Too late to celebrate St David’s Day, the patron saint of Wales, but how about St Piran? His day falls tomorrow, March 5, and all over Cornwall there will be celebrations for their patron saint.

Saffron has been a precious spice in our store cupboards since the earliest times- Frances Bissell

St Piran’s flag, the white cross on black is regarded by some as the county flag, by others as the emblem of the Cornish people, and it is something you will see on cars and in windows once you cross the River Tamar at Plymouth, from Devon into Cornwall.

It was at this time of year that Tom and I went to live on Cornwall for a few months to make my television series, Frances Bissell’s West Country Kitchen for West Country Television. I could not help but be struck by Cornwall’s ‘otherness’, and the feeling that I was in another country, increasingly so as we travelled west.

The rest of the country was locked down in cold winter weather, but when we arrived in Cornwall, the primroses were just to be seen. Then, after Easter, they carpeted the ‘Cornish hedges’, interspersed with bluebells, campions and wild garlic. The hawthorn hedges changed from being thorny, black spindles to soft drifts of green.

Nettles grew thickly by the mill pond, and a soup of nettles as a starter for the evening dinner, perhaps with some wild garlic, if I could find a patch in the untamed part of the garden, was on my mind more than once. But I never got around to it.

On the hillside overlooking the village of Lanlivery with its pub, the excellent Crown, and its church of St Brevita, home was a converted water mill with a spacious kitchen in which to film and an Aga on which to cook, so much more agreeable than staying in a hotel and filming in a studio.

The first weeks were taken up with the ‘recce’, places to film, people to meet, food to describe and we happily explored, from one end of the county to the other, in cider orchards and bakeries, in dairies, pork butchers and smokehouses, uncovering Cornwall’s fascinating kitchen.

The Cornish pasty is probably the best known survivor of the era before the days of school and works canteens when substantial portable meals had to be devised.

Having thought that the recipe for the true Cornish pasty was immutable, I was pleasantly surprised to discover how many variations there are in the fillings.

Meat, potatoes, onions and turnips, and various combinations of these ingredients, are most often referred to, but a Cornishman describing school lunches, tells how some were filled with meat and potatoes, some egg and bacon, some apple and yet another, rabbit.

I have also come across recipes, which include liver or kidney, and a 1922 recipe from St Ives which includes carrot.

In the 1930s, a contributor to a collection of traditional English recipes, ‘Good Things in England’, describes the Cornish pasty with “pastry joined at the side” and the hoggan made without potato joined across the top.
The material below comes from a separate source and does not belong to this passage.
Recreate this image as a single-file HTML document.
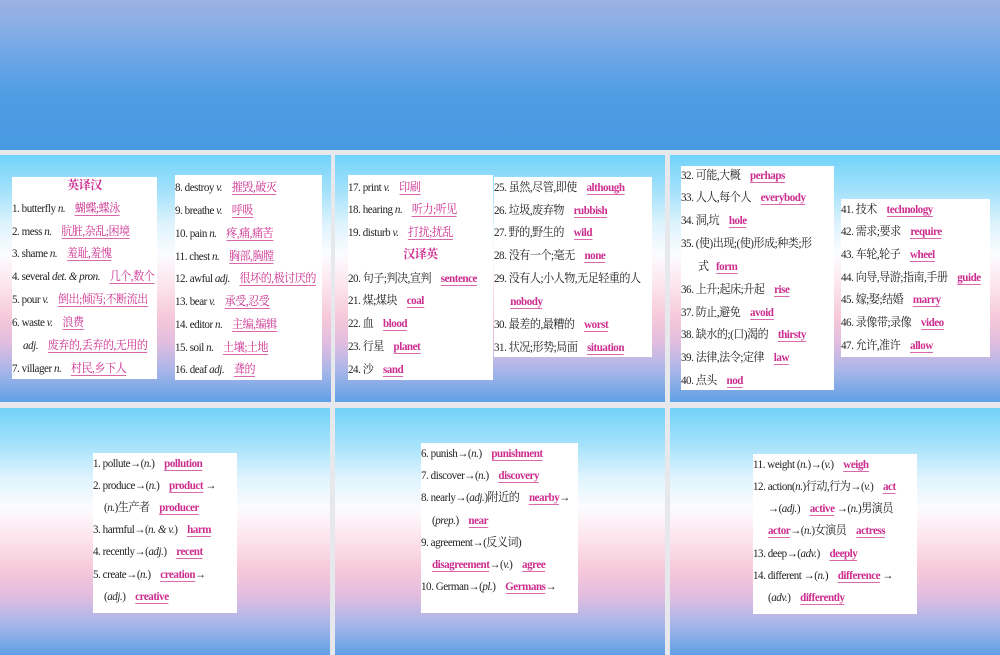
<!DOCTYPE html>
<html><head><meta charset="utf-8"><style>
*{margin:0;padding:0;box-sizing:border-box}
body{width:1000px;height:600px;overflow:hidden;background:#e6e8ec;position:relative;font-family:"Liberation Serif","Noto Serif CJK SC",serif;color:#222}
.top{position:absolute;left:0;top:0;width:1000px;height:150px;background:linear-gradient(#9cb1e4 0%,#8db0e6 15%,#64a3e6 45%,#4e9de3 65%,#4799e1 100%)}
.s{position:absolute;overflow:hidden;background:linear-gradient(#72d2fa 0%,#a6e2fb 15%,#def3fd 28%,#fbfcff 40%,#fde6ee 52%,#f6c8d9 66%,#e2bddf 76%,#aab6e8 87%,#5fa0e6 100%)}
.b{position:absolute;background:#fff}
.l{position:absolute;left:0;white-space:nowrap;font-size:12px;line-height:16px;letter-spacing:-0.5px;transform:scaleX(.92);transform-origin:0 0}
.p{color:#cc2d8e;border-bottom:1px solid #d86aac;margin-left:8px}
.e{color:#cc2d8e;font-weight:bold;border-bottom:1px solid #d86aac;margin-left:8px}
i{font-style:italic}
.c{font-weight:bold;color:#cc2d8e;transform:none}
</style></head><body>
<div class="top"></div>

<!-- slide 1 -->
<div class="s" style="left:0;top:155px;width:331px;height:247px">
 <div class="b" style="left:12px;top:22px;width:145px;height:202px">
  <div class="l c" style="top:0;width:145px;text-align:center">英译汉</div>
  <div class="l" style="top:23px">1. butterfly <i>n.</i> <span class="p">蝴蝶;蝶泳</span></div>
  <div class="l" style="top:46px">2. mess <i>n.</i> <span class="p">肮脏,杂乱;困境</span></div>
  <div class="l" style="top:68px">3. shame <i>n.</i> <span class="p">羞耻,羞愧</span></div>
  <div class="l" style="top:91px">4. several <i>det. &amp; pron.</i> <span class="p">几个,数个</span></div>
  <div class="l" style="top:114px">5. pour <i>v.</i> <span class="p">倒出;倾泻;不断流出</span></div>
  <div class="l" style="top:137px">6. waste <i>v.</i> <span class="p">浪费</span></div>
  <div class="l" style="top:160px;left:11px"><i>adj.</i> <span class="p">废弃的,丢弃的,无用的</span></div>
  <div class="l" style="top:183px">7. villager <i>n.</i> <span class="p">村民,乡下人</span></div>
 </div>
 <div class="b" style="left:175px;top:20px;width:147px;height:205px">
  <div class="l" style="top:4px">8. destroy <i>v.</i> <span class="p">摧毁,破灭</span></div>
  <div class="l" style="top:27px">9. breathe <i>v.</i> <span class="p">呼吸</span></div>
  <div class="l" style="top:50px">10. pain <i>n.</i> <span class="p">疼,痛,痛苦</span></div>
  <div class="l" style="top:73px">11. chest <i>n.</i> <span class="p">胸部,胸膛</span></div>
  <div class="l" style="top:95px">12. awful <i>adj.</i> <span class="p">很坏的,极讨厌的</span></div>
  <div class="l" style="top:118px">13. bear <i>v.</i> <span class="p">承受,忍受</span></div>
  <div class="l" style="top:141px">14. editor <i>n.</i> <span class="p">主编,编辑</span></div>
  <div class="l" style="top:164px">15. soil <i>n.</i> <span class="p">土壤;土地</span></div>
  <div class="l" style="top:186px">16. deaf <i>adj.</i> <span class="p">聋的</span></div>
 </div>
</div>

<!-- slide 2 -->
<div class="s" style="left:335px;top:155px;width:330px;height:247px">
 <div class="b" style="left:13px;top:20px;width:145px;height:205px">
  <div class="l" style="top:4px">17. print <i>v.</i> <span class="p">印刷</span></div>
  <div class="l" style="top:26px">18. hearing <i>n.</i> <span class="p">听力;听见</span></div>
  <div class="l" style="top:49px">19. disturb <i>v.</i> <span class="p">打扰;扰乱</span></div>
  <div class="l c" style="top:71px;width:145px;text-align:center">汉译英</div>
  <div class="l" style="top:95px">20. 句子;判决,宣判 <span class="e">sentence</span></div>
  <div class="l" style="top:117px">21. 煤;煤块 <span class="e">coal</span></div>
  <div class="l" style="top:140px">22. 血 <span class="e">blood</span></div>
  <div class="l" style="top:163px">23. 行星 <span class="e">planet</span></div>
  <div class="l" style="top:186px">24. 沙 <span class="e">sand</span></div>
 </div>
 <div class="b" style="left:159px;top:22px;width:158px;height:180px">
  <div class="l" style="top:2px">25. 虽然,尽管,即使 <span class="e">although</span></div>
  <div class="l" style="top:25px">26. 垃圾,废弃物 <span class="e">rubbish</span></div>
  <div class="l" style="top:47px">27. 野的,野生的 <span class="e">wild</span></div>
  <div class="l" style="top:70px">28. 没有一个;毫无 <span class="e">none</span></div>
  <div class="l" style="top:93px">29. 没有人;小人物,无足轻重的人</div>
  <div class="l" style="top:116px;left:8px"><span class="e" style="margin-left:9px">nobody</span></div>
  <div class="l" style="top:139px">30. 最差的,最糟的 <span class="e">worst</span></div>
  <div class="l" style="top:162px">31. 状况;形势;局面 <span class="e">situation</span></div>
 </div>
</div>

<!-- slide 3 -->
<div class="s" style="left:670px;top:155px;width:330px;height:247px">
 <div class="b" style="left:11px;top:11px;width:153px;height:224px">
  <div class="l" style="top:1px">32. 可能,大概 <span class="e">perhaps</span></div>
  <div class="l" style="top:23px">33. 人人,每个人 <span class="e">everybody</span></div>
  <div class="l" style="top:46px">34. 洞,坑 <span class="e">hole</span></div>
  <div class="l" style="top:69px">35. (使)出现;(使)形成;种类;形</div>
  <div class="l" style="top:92px;left:17px">式<span class="e">form</span></div>
  <div class="l" style="top:115px">36. 上升;起床;升起 <span class="e">rise</span></div>
  <div class="l" style="top:138px">37. 防止,避免 <span class="e">avoid</span></div>
  <div class="l" style="top:160px">38. 缺水的;(口)渴的 <span class="e">thirsty</span></div>
  <div class="l" style="top:183px">39. 法律,法令;定律 <span class="e">law</span></div>
  <div class="l" style="top:206px">40. 点头 <span class="e">nod</span></div>
 </div>
 <div class="b" style="left:171px;top:44px;width:149px;height:158px">
  <div class="l" style="top:2px">41. 技术 <span class="e">technology</span></div>
  <div class="l" style="top:24px">42. 需求;要求 <span class="e">require</span></div>
  <div class="l" style="top:47px">43. 车轮,轮子 <span class="e">wheel</span></div>
  <div class="l" style="top:70px">44. 向导,导游;指南,手册 <span class="e">guide</span></div>
  <div class="l" style="top:92px">45. 嫁;娶;结婚 <span class="e">marry</span></div>
  <div class="l" style="top:115px">46. 录像带;录像 <span class="e">video</span></div>
  <div class="l" style="top:138px">47. 允许,准许 <span class="e">allow</span></div>
 </div>
</div>

<!-- slide 4 -->
<div class="s" style="left:0;top:408px;width:330px;height:247px">
 <div class="b" style="left:93px;top:45px;width:144px;height:160px">
  <div class="l" style="top:2px">1. pollute→(<i>n.</i>) <span class="e">pollution</span></div>
  <div class="l" style="top:24px">2. produce→(<i>n.</i>) <span class="e">product</span> →</div>
  <div class="l" style="top:46px;left:11px">(<i>n.</i>)生产者 <span class="e">producer</span></div>
  <div class="l" style="top:68px">3. harmful→(<i>n. &amp; v.</i>) <span class="e">harm</span></div>
  <div class="l" style="top:90px">4. recently→(<i>adj.</i>) <span class="e">recent</span></div>
  <div class="l" style="top:113px">5. create→(<i>n.</i>) <span class="e">creation</span>→</div>
  <div class="l" style="top:135px;left:11px">(<i>adj.</i>) <span class="e">creative</span></div>
 </div>
</div>

<!-- slide 5 -->
<div class="s" style="left:335px;top:408px;width:330px;height:247px">
 <div class="b" style="left:86px;top:35px;width:157px;height:170px">
  <div class="l" style="top:2px">6. punish→(<i>n.</i>) <span class="e">punishment</span></div>
  <div class="l" style="top:24px">7. discover→(<i>n.</i>) <span class="e">discovery</span></div>
  <div class="l" style="top:46px">8. nearly→(<i>adj.</i>)附近的 <span class="e">nearby</span>→</div>
  <div class="l" style="top:69px;left:11px">(<i>prep.</i>) <span class="e">near</span></div>
  <div class="l" style="top:91px">9. agreement→(反义词)</div>
  <div class="l" style="top:113px;left:11px"><span class="e" style="margin-left:0">disagreement</span>→(<i>v.</i>) <span class="e">agree</span></div>
  <div class="l" style="top:135px">10. German→(<i>pl.</i>) <span class="e">Germans</span>→</div>
 </div>
</div>

<!-- slide 6 -->
<div class="s" style="left:670px;top:408px;width:330px;height:247px">
 <div class="b" style="left:83px;top:46px;width:164px;height:160px">
  <div class="l" style="top:2px">11. weight (<i>n.</i>)→(<i>v.</i>) <span class="e">weigh</span></div>
  <div class="l" style="top:24px">12. action(<i>n.</i>)行动,行为→(<i>v.</i>) <span class="e">act</span></div>
  <div class="l" style="top:46px;left:15px">→(<i>adj.</i>) <span class="e">active</span> →(<i>n.</i>)男演员</div>
  <div class="l" style="top:68px;left:15px"><span class="e" style="margin-left:0">actor</span>→(<i>n.</i>)女演员 <span class="e">actress</span></div>
  <div class="l" style="top:91px">13. deep→(<i>adv.</i>) <span class="e">deeply</span></div>
  <div class="l" style="top:113px">14. different →(<i>n.</i>) <span class="e">difference</span> →</div>
  <div class="l" style="top:135px;left:15px">(<i>adv.</i>) <span class="e">differently</span></div>
 </div>
</div>
</body></html>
The ‘tiddy oggie’, however, is a Cornish pasty filled with potatoes.

We loved the bakeries in Cornwall, with their heavy cakes, lardy cakes, congress tarts, and saffron cakes. And these are not just quaint treats for tourists. One of the local grocers in Lostwithiel always had saffron and fresh yeast.

Saffron has been a precious spice in our store cupboards since the earliest times. These slender, dry red filaments, almost insignificant in themselves, add a rich colour, fragrance and inimitable flavour to food, qualities which were much prized in mediaeval times throughout Europe and not just in Spain.

Most of the saffron we buy is probably from La Mancha in Spain, although it also comes from Egypt, Greece, Iran, Kashmir, India and Morocco. It is also very easy to imitate the appearance of dried saffron, although not its flavour, with the dried petals of the safflower from which safflower oil is derived.

I have seen packets of dried safflower being sold in the souk in Tunis to unsuspecting visitors, delighted at its cheapness. There is a Cornish saying, “as dear as saffron”, and in the Philadelphia commodities market in the 1700s, saffron was “worth its weight in gold”.

Although we are more accustomed today to use saffron in risottos, paellas and bouillabaisse, there are a number of traditional English recipes using saffron which are still made today, such as saffron cake and saffron buns. Numerous recipes are to be found, some using the rubbing-in method, some using the melted method.

Hilary Spurling in Elinor Fettiplaces Receipt Book gives an Elizabethan version in which the butter is melted in sack or sherry. Hannah Glasses’s 18th century recipe offers the option of including caraway seeds, but she writes, “I think it rather better without.”

I do too. On the other hand, I like her suggestion of rosewater, another favourite English ingredient of the time, and one found in some of the many Cornish versions of saffron cake still in existence.